The Office of Fair Trading have guidelines that all creditors should abide by, so it is worth reading up on your rights so that if a creditor does work outside of the guidelines, you will recognise this and this will help you inform your creditors you know what rights you have and how you are protected.
If you find it too difficult to talk to your creditors, you can authorise a third party to deal with your debt on your behalf. As long as you have authorised them, your creditors must respect your wishes.
There are a number of financial companies that help people with debt problems. These companies can explain options that available and encourage you not to over commit yourself into anything that may cause more stress.
It is also important to be wary of banks offering refinance. Refinance could be a good option, however, consider the interest you will be paying back on top of what you borrow.
Don’t be tempted by quick fixes, such as borrowing more money, if you know in a few months time you will find yourself back in the same situation.
Regardless of your financial situation, whether you are dealing with personal debt or business debt, there is always a solution. Do not be afraid to seek help and face your debt on.
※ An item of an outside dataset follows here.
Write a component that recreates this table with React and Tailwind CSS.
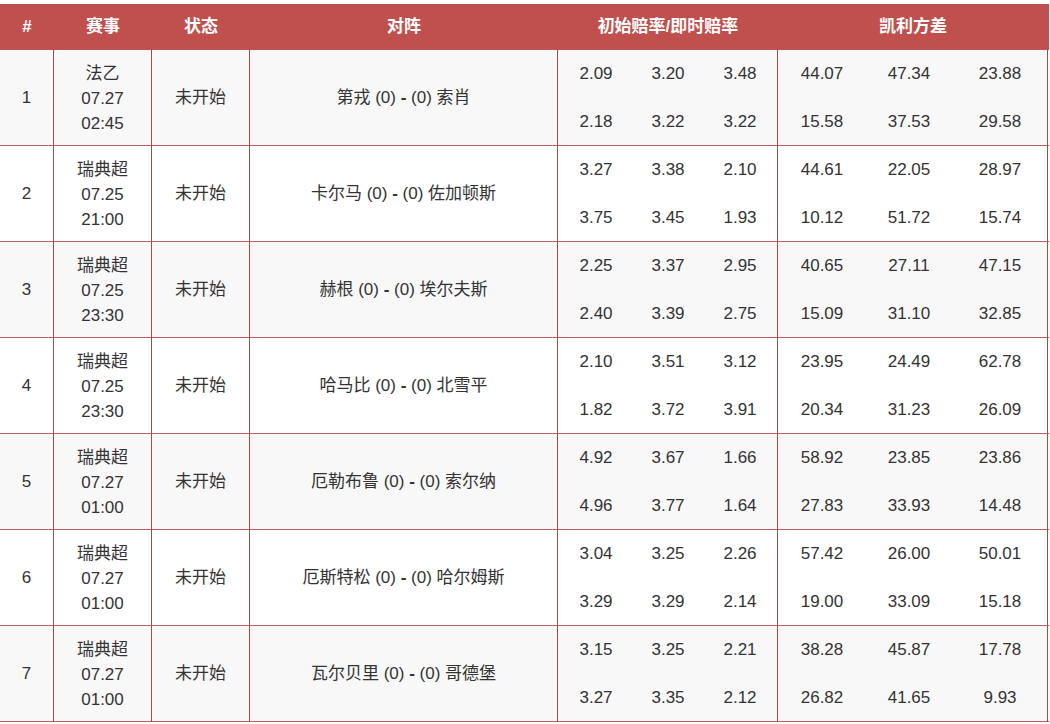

Do not put letters unopened in the bin or in a drawer hidden away.
As long as your creditors are aware of the situation, they can consider whatever proposals are put before them when coming to an agreement on the best way to repay the debt.
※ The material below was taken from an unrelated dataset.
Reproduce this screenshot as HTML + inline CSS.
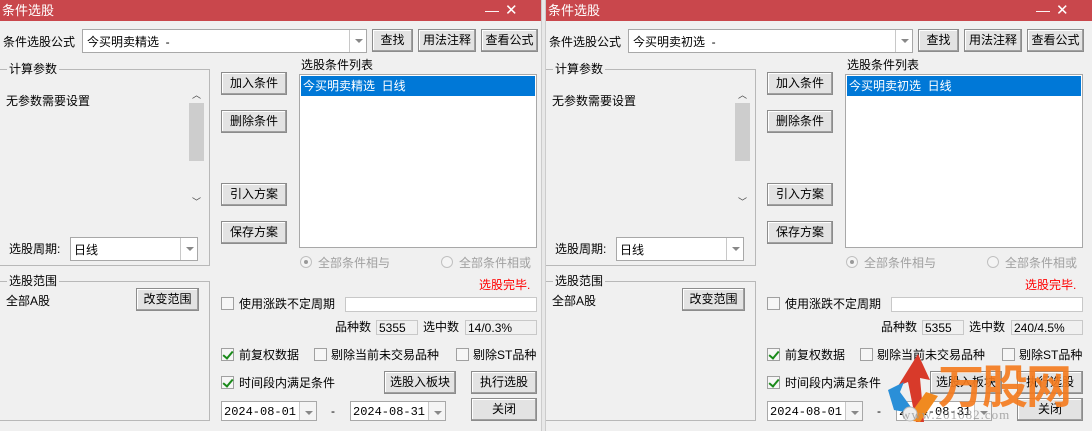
<!DOCTYPE html><html><head><meta charset="utf-8"><style>
*{box-sizing:border-box;margin:0;padding:0}
body{width:1092px;height:431px;overflow:hidden;background:#e6e6e6;font-family:"Liberation Sans","Noto Sans CJK SC",sans-serif;font-size:12px;color:#000;position:relative}
.p{position:absolute;top:0;height:431px;background:#f0f0f0;overflow:hidden}
.a{position:absolute;white-space:nowrap;line-height:14px}
.tb{position:absolute;left:0;top:0;right:0;height:21px;background:#c9474c;color:#fff;font-size:13px;line-height:21px;padding-left:2px}
.btn{position:absolute;background:#e3e3e3;border:1px solid #8c8c8c;box-shadow:inset -1px -1px 0 #a0a0a0,inset 1px 1px 0 #fff;text-align:center;line-height:20px}
.box{position:absolute;background:#fff;border:1px solid #a8a8a8}
.dd{position:absolute;top:0;bottom:0;right:0;width:17px;border-left:1px solid #c8c8c8;background:#fff}
.dd:after{content:"";position:absolute;left:5px;top:9px;border-left:4px solid transparent;border-right:4px solid transparent;border-top:4px solid #888}
.grp{position:absolute;border:1px solid #b8b8b8;border-left:none}
.gl{position:absolute;background:#f0f0f0;padding:0 2px;line-height:14px}
.cb{position:absolute;width:13px;height:13px;border:1px solid #a0a0a0;background:#f6f6f6}
.cb.on:after{content:"";position:absolute;left:3px;top:0px;width:4px;height:8px;border-right:2px solid #1a8a1a;border-bottom:2px solid #1a8a1a;transform:rotate(40deg)}
.ro{position:absolute;width:12px;height:12px;border-radius:50%;border:1px solid #c0c0c0;background:#f4f4f4}
.ro.on:after{content:"";position:absolute;left:3px;top:3px;width:4px;height:4px;border-radius:50%;background:#999}
.gray{color:#a0a0a0}
.ro2{position:absolute;background:#f0f0f0;border:1px solid #c8c8c8;line-height:14px;padding-left:2px}
</style></head><body>
<div style="position:absolute;left:541px;top:0;width:5px;height:431px;background:#e8e8e8;border-left:1px solid #ccc;border-right:1px solid #ccc"></div>

<!-- LEFT PANEL -->
<div class="p" style="left:0;width:541px">
<div class="tb">条件选股<span style="position:absolute;left:485px;top:0;font-size:14px">—</span><span style="position:absolute;left:505px;top:0;font-size:15px">✕</span></div>
<div class="a" style="left:3px;top:35px">条件选股公式</div>
<div class="box" style="left:82px;top:29px;width:285px;height:24px"><span class="a" style="left:4px;top:5px">今买明卖精选&nbsp;&nbsp;-</span><div class="dd"></div></div>
<div class="btn" style="left:372px;top:29px;width:41px;height:23px">查找</div>
<div class="btn" style="left:418px;top:29px;width:58px;height:23px">用法注释</div>
<div class="btn" style="left:481px;top:29px;width:57px;height:23px">查看公式</div>
<div class="grp" style="left:0;top:69px;width:210px;height:197px"></div>
<div class="gl" style="left:7px;top:62px">计算参数</div>
<div class="a" style="left:6px;top:94px">无参数需要设置</div>
<div style="position:absolute;left:189px;top:87px;width:15px;height:123px;background:#f0f0f0"><div style="position:absolute;left:0;top:16px;width:15px;height:58px;background:#cdcdcd"></div><span class="a" style="left:3px;top:1px;font-size:9px;color:#444">︿</span><span class="a" style="left:3px;top:108px;font-size:9px;color:#444">﹀</span></div>
<div class="a" style="left:9px;top:242px">选股周期:</div>
<div class="box" style="left:70px;top:237px;width:128px;height:24px"><span class="a" style="left:3px;top:5px">日线</span><div class="dd"></div></div>
<div class="btn" style="left:221px;top:72px;width:66px;height:23px">加入条件</div>
<div class="btn" style="left:221px;top:110px;width:66px;height:23px">删除条件</div>
<div class="btn" style="left:221px;top:183px;width:66px;height:23px">引入方案</div>
<div class="btn" style="left:221px;top:221px;width:66px;height:23px">保存方案</div>
<div class="a" style="left:301px;top:58px">选股条件列表</div>
<div class="box" style="left:299px;top:74px;width:238px;height:174px"><div style="position:absolute;left:1px;top:1px;width:234px;height:20px;background:#0078d7;color:#fff;line-height:20px;padding-left:2px">今买明卖精选&nbsp;&nbsp;日线</div></div>
<div class="ro on" style="left:300px;top:256px"></div><div class="a gray" style="left:318px;top:256px">全部条件相与</div>
<div class="ro" style="left:441px;top:256px"></div><div class="a gray" style="left:459px;top:256px">全部条件相或</div>
<div class="grp" style="left:0;top:281px;width:210px;height:140px"></div>
<div class="gl" style="left:7px;top:274px">选股范围</div>
<div class="a" style="left:6px;top:294px">全部A股</div>
<div class="btn" style="left:136px;top:288px;width:63px;height:23px">改变范围</div>
<div class="a" style="left:479px;top:278px;color:#f00">选股完毕.</div>
<div class="cb" style="left:221px;top:297px"></div><div class="a" style="left:239px;top:297px">使用涨跌不定周期</div>
<div class="box" style="left:345px;top:297px;width:192px;height:15px;border-color:#c8c8c8"></div>
<div class="a" style="left:335px;top:320px">品种数</div>
<div class="ro2" style="left:376px;top:320px;width:42px;height:15px">5355</div>
<div class="a" style="left:423px;top:320px">选中数</div>
<div class="ro2" style="left:465px;top:320px;width:72px;height:15px">14/0.3%</div>
<div class="cb on" style="left:221px;top:348px"></div><div class="a" style="left:239px;top:348px">前复权数据</div>
<div class="cb" style="left:314px;top:348px"></div><div class="a" style="left:331px;top:348px">剔除当前未交易品种</div>
<div class="cb" style="left:456px;top:348px"></div><div class="a" style="left:473px;top:348px">剔除ST品种</div>
<div class="cb on" style="left:221px;top:376px"></div><div class="a" style="left:239px;top:376px">时间段内满足条件</div>
<div class="btn" style="left:384px;top:371px;width:72px;height:23px">选股入板块</div>
<div class="btn" style="left:471px;top:371px;width:66px;height:23px">执行选股</div>
<div class="box" style="left:221px;top:401px;width:96px;height:20px"><span class="a" style="left:2px;top:3px;font-family:'Liberation Mono',monospace">2024-08-01</span><div class="dd" style="background:#f4f4f4"></div></div>
<div class="a" style="left:331px;top:404px">-</div>
<div class="box" style="left:350px;top:401px;width:96px;height:20px"><span class="a" style="left:2px;top:3px;font-family:'Liberation Mono',monospace">2024-08-31</span><div class="dd" style="background:#f4f4f4"></div></div>
<div class="btn" style="left:471px;top:398px;width:66px;height:23px">关闭</div>
</div>

<!-- RIGHT PANEL -->
<div class="p" style="left:546px;width:546px">
<div class="tb">条件选股<span style="position:absolute;left:490px;top:0;font-size:14px">—</span><span style="position:absolute;left:510px;top:0;font-size:15px">✕</span></div>
<div class="a" style="left:3px;top:35px">条件选股公式</div>
<div class="box" style="left:82px;top:29px;width:285px;height:24px"><span class="a" style="left:4px;top:5px">今买明卖初选&nbsp;&nbsp;-</span><div class="dd"></div></div>
<div class="btn" style="left:372px;top:29px;width:41px;height:23px">查找</div>
<div class="btn" style="left:418px;top:29px;width:58px;height:23px">用法注释</div>
<div class="btn" style="left:481px;top:29px;width:57px;height:23px">查看公式</div>
<div class="grp" style="left:0;top:69px;width:210px;height:197px"></div>
<div class="gl" style="left:7px;top:62px">计算参数</div>
<div class="a" style="left:6px;top:94px">无参数需要设置</div>
<div style="position:absolute;left:189px;top:87px;width:15px;height:123px;background:#f0f0f0"><div style="position:absolute;left:0;top:16px;width:15px;height:58px;background:#cdcdcd"></div><span class="a" style="left:3px;top:1px;font-size:9px;color:#444">︿</span><span class="a" style="left:3px;top:108px;font-size:9px;color:#444">﹀</span></div>
<div class="a" style="left:9px;top:242px">选股周期:</div>
<div class="box" style="left:70px;top:237px;width:128px;height:24px"><span class="a" style="left:3px;top:5px">日线</span><div class="dd"></div></div>
<div class="btn" style="left:221px;top:72px;width:66px;height:23px">加入条件</div>
<div class="btn" style="left:221px;top:110px;width:66px;height:23px">删除条件</div>
<div class="btn" style="left:221px;top:183px;width:66px;height:23px">引入方案</div>
<div class="btn" style="left:221px;top:221px;width:66px;height:23px">保存方案</div>
<div class="a" style="left:301px;top:58px">选股条件列表</div>
<div class="box" style="left:299px;top:74px;width:238px;height:174px"><div style="position:absolute;left:1px;top:1px;width:234px;height:20px;background:#0078d7;color:#fff;line-height:20px;padding-left:2px">今买明卖初选&nbsp;&nbsp;日线</div></div>
<div class="ro on" style="left:300px;top:256px"></div><div class="a gray" style="left:318px;top:256px">全部条件相与</div>
<div class="ro" style="left:441px;top:256px"></div><div class="a gray" style="left:459px;top:256px">全部条件相或</div>
<div class="grp" style="left:0;top:281px;width:210px;height:140px"></div>
<div class="gl" style="left:7px;top:274px">选股范围</div>
<div class="a" style="left:6px;top:294px">全部A股</div>
<div class="btn" style="left:136px;top:288px;width:63px;height:23px">改变范围</div>
<div class="a" style="left:479px;top:278px;color:#f00">选股完毕.</div>
<div class="cb" style="left:221px;top:297px"></div><div class="a" style="left:239px;top:297px">使用涨跌不定周期</div>
<div class="box" style="left:345px;top:297px;width:192px;height:15px;border-color:#c8c8c8"></div>
<div class="a" style="left:335px;top:320px">品种数</div>
<div class="ro2" style="left:376px;top:320px;width:42px;height:15px">5355</div>
<div class="a" style="left:423px;top:320px">选中数</div>
<div class="ro2" style="left:465px;top:320px;width:72px;height:15px">240/4.5%</div>
<div class="cb on" style="left:221px;top:348px"></div><div class="a" style="left:239px;top:348px">前复权数据</div>
<div class="cb" style="left:314px;top:348px"></div><div class="a" style="left:331px;top:348px">剔除当前未交易品种</div>
<div class="cb" style="left:456px;top:348px"></div><div class="a" style="left:473px;top:348px">剔除ST品种</div>
<div class="cb on" style="left:221px;top:376px"></div><div class="a" style="left:239px;top:376px">时间段内满足条件</div>
<div class="btn" style="left:384px;top:371px;width:72px;height:23px">选股入板块</div>
<div class="btn" style="left:471px;top:371px;width:66px;height:23px">执行选股</div>
<div class="box" style="left:221px;top:401px;width:96px;height:20px"><span class="a" style="left:2px;top:3px;font-family:'Liberation Mono',monospace">2024-08-01</span><div class="dd" style="background:#f4f4f4"></div></div>
<div class="a" style="left:331px;top:404px">-</div>
<div class="box" style="left:350px;top:401px;width:96px;height:20px"><span class="a" style="left:2px;top:3px;font-family:'Liberation Mono',monospace">2024-08-31</span><div class="dd" style="background:#f4f4f4"></div></div>
<div class="btn" style="left:471px;top:398px;width:66px;height:23px">关闭</div>
<!-- logo -->
<svg style="position:absolute;left:340px;top:352px" width="60" height="75" viewBox="0 0 60 75"><path d="M30 70 L22 30 L12 34 L32 2 L44 28 L34 26 L38 70Z" fill="#d83a2a"/><path d="M8 58 L2 38 L18 30 L14 40 L30 62Z" fill="#2a8fd8"/><path d="M20 68 L40 40 L52 44 L34 70Z" fill="#f08a20"/><circle cx="24" cy="62" r="7" fill="#eee" stroke="#bbb"/></svg>
<div class="a" style="left:392px;top:362px;font-size:46px;line-height:50px;font-weight:bold;color:#f57c20;letter-spacing:-2px;opacity:.92">万股网</div>
<div class="a" style="left:355px;top:408px;font-size:13px;color:#999;font-family:'Liberation Serif',serif;letter-spacing:1px;opacity:.8">www.201082.com</div>
</div>
</body></html>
Debt Solutions - Consider the Options
Solutions such as a Debt management plan, Individual Voluntary arrangement, Debt consolidation, or even as a final straw, bankruptcy are all viable solutions when looking for ways to resolve a debt problem.
Below is a summary of these solutions and what they entail.
Debt Management
A Debt management plan enables you to repay your debt in a way that is affordable. This is achieved by offering creditors a reduced monthly repayment which is manageable.
Generally you would need a minimum of 100 a month to realistically offer the creditors an amount which they would be willing to accept.
The main thing is to offer creditors a fair percentage of your available income. Therefore, if you have 3 creditors, you would need to fairly split the 100 to each creditor; this generally works out on a pro-rata basis.
Below is an example of how to divide your available income between your creditors.
If your total debt is 5000 owed to 3 creditors and you have 200 a month available, you would divide the amount you owe to a creditor by your total debt and multiply it by your available surplus, i.e.:
Total Debt 5000
Creditor 1 2400
Creditor 2 1200
Creditor 3 1400
Surplus available 200
Creditor 1 - 2400 / 5000 x 200 = 96
Creditor 2 - 1200 / 5000 x 200 = 48
Creditor 3 - 1400 / 5000 x 200 = 56
As long as you can show the creditors you are offering a fair percentage of the debt, more often than not, they will accept the offer of payment.
As well as offering a reduced payment, more often than not, the creditor will freeze the interest on the account to allow you to repay the debt without increasing the amount of debt by adding interest.
Debt management plans are not legally binding, but may prove to be a suitable option.
Individual Voluntary Arrangement
An Individual Voluntary Arrangement is a legally binding agreement between you and your creditors. IVAs work differently to Debt management plans as they are repaid over 5 years whereas a debt management plan runs until the debt is repaid.
You may be required to include any equity you may have in your property, however, this will be discussed when setting up your proposals of repayment to your creditors.
The idea behind an IVA is to offer your creditors a reduced lump sum which is generally repaid over 5 years. Any assets you have may be included in the arrangement. An insolvency practitioner will discuss with you whether or not an IVA is suitable, and if so, they will work out the best way to repay your debts.
The IP will set up the repayment proposals agreed by you and send them over to your creditors for your creditors to vote on whether they find the proposals acceptable or not. Creditors who represent 75% or more of the total outstanding debt must accept the repayment proposals in order for the IVA to be accepted.
Once the IVA is accepted, you and your creditors are then tied into a legally binding agreement. This means the creditors can no longer write or phone requesting monies from you.
Debt consolidation Loans
Debt consolidation Loans are not for everyone. Sometimes it is all too easy to borrow money to pay money off, yet in the end, you can find yourself in a worse situation than before. It can sometimes help as a quick fix, but in the long run, you end up struggling more with debt and still looking for solutions.
On the flip side, if you know you are a good money manager, make sure you work out the figures, including how much interest you will be paying on top of the money you borrow and youre not tempted to buy something else with the money which lands into your bank account, then debt consolidation may be a solution.
Consider whether or not an alternative option is available which may better solve the situation rather than taking out another loan.
Regardless of your financial situation, it is always advisable to look into all options to find out which is the best solution to repay debts, if no option is suitable and you find you have no realistic amount to offer creditors, then maybe bankruptcy is the only solution.
There is no shame in bankruptcy, although that is what some may like you to believe. Bankruptcy is there because it is needed, and if it the only viable solution, then you can make a petition, but always get as much information as possible so that you are 100% sure bankruptcy is right for you and you are not restricting yourself in anyway.